When the bearing gas is flowing properly, the melt jet is caused to flow by the application of ejection gas pressure atop the molten alloy reservoir 32. When the ejection gas pressure is established and the melt temperature has been stabilized, the melt 32 is ejected through the orifice 26 to impinge onto the moving substrate surface 16 of the wheel 14. The confluent gas flows down and around the melt puddle and the ribbon 12 formed therefrom. The confluent gas bears down on top of and about the melt puddle 17 thereby stabilizing it as the ribbon 12 is fabricated, improving the overall quench rate and essentially eliminating perturbations in ribbon geometry which might otherwise occur.
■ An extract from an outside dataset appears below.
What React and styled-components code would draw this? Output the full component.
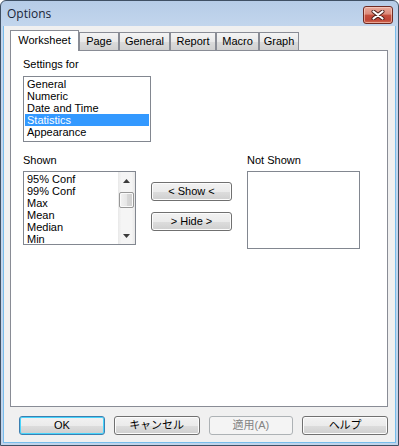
import React from 'react'
import styled, { createGlobalStyle } from 'styled-components'

const GlobalStyle = createGlobalStyle`
  html, body {
    margin: 0;
    padding: 0;
    background: #ffffff;
  }
  body {
    font-family: "Liberation Sans", "Noto Sans CJK JP", Arial, sans-serif;
    font-size: 11px;
    color: #000000;
  }
  * {
    box-sizing: border-box;
  }
`

const Window = styled.div`
  width: 399px;
  height: 446px;
  border: 1px solid #3f5064;
  border-radius: 6px 6px 0 0;
  background: linear-gradient(#b6cce7, #c3d6ed 26px, #c1d5ec);
  padding: 0 2px 2px;
  display: flex;
  flex-direction: column;
`

const TitleBar = styled.div`
  height: 25px;
  display: flex;
  align-items: flex-start;
  justify-content: space-between;
  padding: 0 3px 0 4px;
  flex-shrink: 0;
`

const Title = styled.span`
  font-family: "Open Sans", "Noto Sans", sans-serif;
  font-size: 12px;
  line-height: 16px;
  margin-top: 5px;
  color: #1a2638;
`

const CloseButton = styled.div`
  width: 30px;
  height: 18px;
  margin-top: 5px;
  border: 1px solid #6f2a22;
  border-radius: 3px;
  background: linear-gradient(#e9aa9c 0%, #dc8a7a 45%, #c5503e 50%, #bf4536 80%, #d26a52 100%);
  box-shadow: inset 0 0 0 1px rgba(255, 220, 210, 0.55);
  display: flex;
  align-items: center;
  justify-content: center;
`

const Client = styled.div`
  flex: 1;
  border: 1px solid #78bdec;
  border-top: none;
  background: #f0f0f0;
  padding: 4px 7px 0 6px;
  display: flex;
  flex-direction: column;
`

const TabStrip = styled.div`
  height: 20px;
  display: flex;
  align-items: flex-end;
`

const Tab = styled.div`
  width: ${(p) => p.$w}px;
  height: ${(p) => (p.$active ? 21 : 18)}px;
  border: 1px solid #898c95;
  border-bottom: none;
  margin-bottom: ${(p) => (p.$active ? -1 : 0)}px;
  position: relative;
  z-index: ${(p) => (p.$active ? 1 : 0)};
  background: ${(p) =>
    p.$active ? '#ffffff' : 'linear-gradient(#f4f4f4, #e9e9e9 50%, #dcdcdc 50%, #d0d0d0)'};
  text-align: center;
  line-height: ${(p) => (p.$active ? 18 : 17)}px;
  white-space: nowrap;
`

const Panel = styled.div`
  height: 357px;
  border: 1px solid #898c95;
  background: #ffffff;
  padding: 7px 0 0 12px;
`

const Label = styled.div`
  line-height: 13px;
  height: 13px;
`

const ListBox = styled.div`
  width: ${(p) => p.$w}px;
  height: ${(p) => p.$h}px;
  margin-top: ${(p) => p.$mt || 4}px;
  border: 1px solid #828790;
  background: #ffffff;
  display: flex;
  overflow: hidden;
`

const Items = styled.div`
  flex: 1;
  padding: 1px;
  overflow: hidden;
`

const Item = styled.div`
  line-height: 12px;
  height: 12px;
  padding: 0 2px;
  white-space: nowrap;
  background: ${(p) => (p.$selected ? '#3399ff' : 'transparent')};
  color: ${(p) => (p.$selected ? '#ffffff' : '#000000')};
`

const ScrollBar = styled.div`
  width: 17px;
  display: flex;
  flex-direction: column;
  background: linear-gradient(90deg, #e8e8e8, #f5f5f5 20%, #f5f5f5 80%, #e8e8e8);
`

const ArrowCell = styled.div`
  height: 17px;
  display: flex;
  align-items: center;
  justify-content: center;
`

const Thumb = styled.div`
  height: 16px;
  margin: 3px 1px 0;
  border: 1px solid #979797;
  border-radius: 2px;
  background: linear-gradient(90deg, #f2f2f2, #e6e6e6 50%, #d8d8d8 51%, #cfcfcf);
  box-shadow: inset 0 0 0 1px #fafafa;
`

const Track = styled.div`
  flex: 1;
`

const Row = styled.div`
  display: flex;
  align-items: flex-start;
  margin-top: 12px;
`

const Column = styled.div`
  display: flex;
  flex-direction: column;
  margin-left: ${(p) => p.$ml || 0}px;
  margin-top: ${(p) => p.$mt || 0}px;
`

const Button = styled.div`
  width: ${(p) => p.$w}px;
  height: 19px;
  margin-top: ${(p) => p.$mt || 0}px;
  border: 1px solid ${(p) => (p.$disabled ? '#adb2b5' : p.$default ? '#3c7fb1' : '#707070')};
  border-radius: 3px;
  background: ${(p) =>
    p.$disabled
      ? '#f4f4f4'
      : 'linear-gradient(#f2f2f2 0%, #ebebeb 50%, #dddddd 51%, #cfcfcf 100%)'};
  box-shadow: ${(p) =>
    p.$default
      ? 'inset 0 0 0 1px #48d4fb'
      : p.$disabled
      ? 'none'
      : 'inset 0 0 0 1px #fcfcfc'};
  color: ${(p) => (p.$disabled ? '#838383' : '#000000')};
  display: flex;
  align-items: center;
  justify-content: center;
  line-height: 13px;
  white-space: nowrap;
`

const ButtonRow = styled.div`
  display: flex;
  gap: 9px;
  margin-top: 9px;
  padding-left: 9px;
`

const CloseIcon = () => (
  <svg width="14" height="10" viewBox="0 0 14 10">
    <path d="M2.5 1.5 L11.5 8.5 M11.5 1.5 L2.5 8.5" stroke="#4b1f1a" strokeWidth="4" strokeLinecap="round" />
    <path d="M2.5 1.5 L11.5 8.5 M11.5 1.5 L2.5 8.5" stroke="#ffffff" strokeWidth="2.2" strokeLinecap="round" />
  </svg>
)

const Arrow = ({ down }) => (
  <svg width="7" height="4" viewBox="0 0 7 4">
    <path d={down ? 'M0 0 H7 L3.5 4 Z' : 'M0 4 H7 L3.5 0 Z'} fill="#3b3b3b" />
  </svg>
)

const tabs = [
  { name: 'Worksheet', w: 69, active: true },
  { name: 'Page', w: 40 },
  { name: 'General', w: 51 },
  { name: 'Report', w: 46 },
  { name: 'Macro', w: 43 },
  { name: 'Graph', w: 40 },
]

const settings = ['General', 'Numeric', 'Date and Time', 'Statistics', 'Appearance']
const shown = ['95% Conf', '99% Conf', 'Max', 'Mean', 'Median', 'Min']

export default function App() {
  return (
    <>
      <GlobalStyle />
      <Window>
        <TitleBar>
          <Title>Options</Title>
          <CloseButton>
            <CloseIcon />
          </CloseButton>
        </TitleBar>
        <Client>
          <TabStrip>
            {tabs.map((t) => (
              <Tab key={t.name} $w={t.w} $active={t.active}>
                {t.name}
              </Tab>
            ))}
          </TabStrip>
          <Panel>
            <Label>Settings for</Label>
            <ListBox $w={128} $h={66} $mt={5}>
              <Items>
                {settings.map((s) => (
                  <Item key={s} $selected={s === 'Statistics'}>
                    {s}
                  </Item>
                ))}
              </Items>
            </ListBox>
            <Row>
              <Column>
                <Label>Shown</Label>
                <ListBox $w={113} $h={74}>
                  <Items>
                    {shown.map((s) => (
                      <Item key={s}>{s}</Item>
                    ))}
                  </Items>
                  <ScrollBar>
                    <ArrowCell>
                      <Arrow />
                    </ArrowCell>
                    <Thumb />
                    <Track />
                    <ArrowCell>
                      <Arrow down />
                    </ArrowCell>
                  </ScrollBar>
                </ListBox>
              </Column>
              <Column $ml={15} $mt={28}>
                <Button $w={81}>&lt; Show &lt;</Button>
                <Button $w={81} $mt={11}>&gt; Hide &gt;</Button>
              </Column>
              <Column $ml={15}>
                <Label>Not Shown</Label>
                <ListBox $w={113} $h={78} />
              </Column>
            </Row>
          </Panel>
          <ButtonRow>
            <Button $w={86} $default>OK</Button>
            <Button $w={86}>キャンセル</Button>
            <Button $w={85} $disabled>適用(A)</Button>
            <Button $w={86}>ヘルプ</Button>
          </ButtonRow>
        </Client>
      </Window>
    </>
  )
}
At the same time, the bearing gas flow acting on the melt puddle 17 disrupts the naturally occurring gas boundary layer on the surface 16 of the rotating substrate wheel 14. As a result, the edges of the ribbon 12 are greatly improved without complying with the teachings of U.S. Pat. No. 4,144,926 (H. H. Liebermann, 1979).
With reference now to FIG. 3, there are shown photographic reproductions of Fe40 Ni40 B20 glassy alloy ribbons produced at various bearing gas pressures and ejection gas pressures using a particular coaxial nozzle geometry. All the ribbon samples were cast at an angle α=90° on the circumferential surface of a copper substrate wheel having a diameter of 7.5 cm and rotating at 8500 rpm. The substrate surface speed was 33 meters/second. The orifice of the crucible measured 500 μm in diameter, the ejection gas was helium, the pressure of which was held constant for all runs at 50 psi (340 kPa) in order to study the effect of the confluent or bearing gas pressure. The bearing gas was nitrogen and the orifice in the nozzle of the bearing gas sleeve 38 measured 7.4 mm in diameter.
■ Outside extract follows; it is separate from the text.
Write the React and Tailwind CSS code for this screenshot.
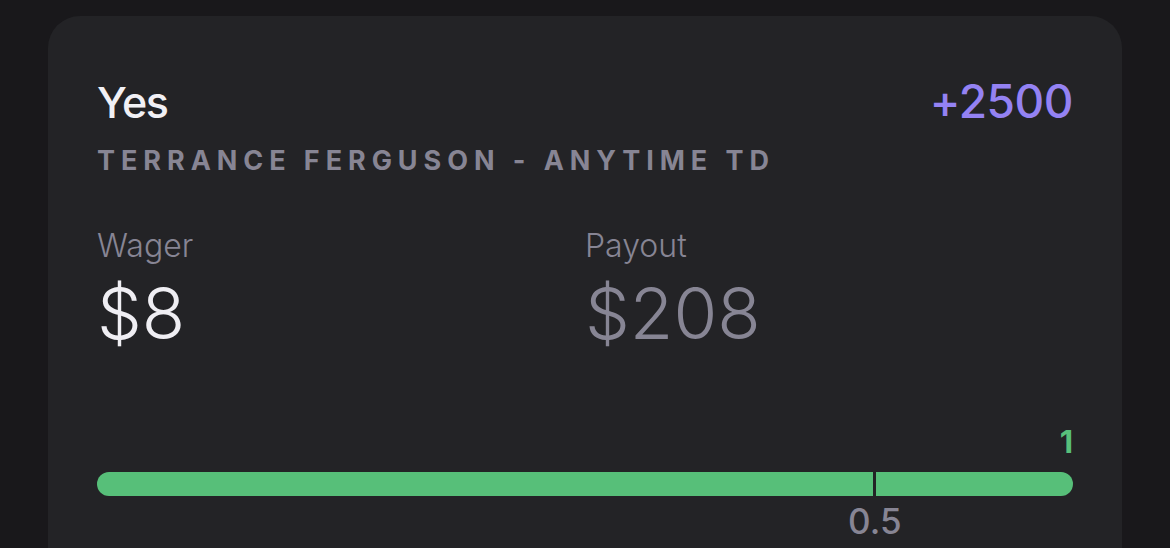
import React from 'react'

export default function App() {
  const sans = { fontFamily: 'Inter, "Noto Sans", sans-serif' }
  const marker = 0.797

  return (
    <div className="h-[548px] w-full bg-[#19181b] pt-[16px] px-[48px] overflow-hidden" style={sans}>
      <div className="rounded-[32px] bg-[#232326] px-[49px] pt-[62px] pb-[40px] h-[600px]">
        <div className="flex items-baseline justify-between">
          <div className="text-[43px] leading-none font-medium tracking-[-0.03em] text-[#f1f0f5]">Yes</div>
          <div className="text-[46px] leading-none font-medium tracking-[-0.01em] text-[#9482f3]">+2500</div>
        </div>
        <div className="mt-[23px] text-[27px] leading-none font-bold tracking-[0.22em] text-[#878594] whitespace-nowrap">
          TERRANCE FERGUSON - ANYTIME TD
        </div>

        <div className="mt-[56px] grid grid-cols-2">
          <div>
            <div className="text-[32px] leading-none font-light text-[#878594]">Wager</div>
            <div className="mt-[16px] text-[71px] leading-none font-light text-[#efeef3]">$8</div>
          </div>
          <div>
            <div className="text-[32px] leading-none font-light text-[#878594]">Payout</div>
            <div className="mt-[16px] text-[71px] leading-none font-light text-[#878594]">$208</div>
          </div>
        </div>

        <div className="mt-[77px] flex justify-end">
          <div className="text-[31px] leading-none font-bold text-[#58c07b]">1</div>
        </div>
        <div className="relative mt-[15px] h-[24px] rounded-full bg-[#57bf79]">
          <div className="absolute top-0 bottom-0 w-[3px] bg-[#232326]" style={{ left: `calc(${marker * 100}% - 1.5px)` }} />
        </div>
        <div className="relative h-[50px]">
          <div className="absolute top-[8px] -translate-x-1/2 text-[35px] leading-none font-medium text-[#878594]" style={{ left: `${marker * 100}%` }}>
            0.5
          </div>
        </div>
      </div>
    </div>
  )
}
The quality of both the surface and the edges improved abruptly as the bearing gas pressure was increased beyond a certain value. A significant improvement in the ribbon quality was noted when the nitrogen gas pressure reached 20 psi for the particular nozzle geometry used.
For best results in minimizing dynamic fluctuations in the melt which must be overcome, the walls 24 of the orifice 26 in the melt ejection crucible 18 should be as smooth as possible and have no sharp edges or corners.
FIG. 3 includes a tabulation of bearing gas pressure prior to opening the bearing gas valve 56 and the corresponding samples of ribbon produced in each instant of the glassy alloy Fe40 Ni40 B20.
Although the apparatus 10 has been shown for melt jet impingement on the circumferential substrate surface 16, the same approach can be employed for making edge-wound ribbon by casting on the flat surface 50 of the wheel 14. The local spatial relations between composite crucible axis 20 and substrate surface 16 would be similar to those discussed before, only now the substrate surface used in continuous casting is the flat wheel surface 50 instead of the circumferential wheel surface 16.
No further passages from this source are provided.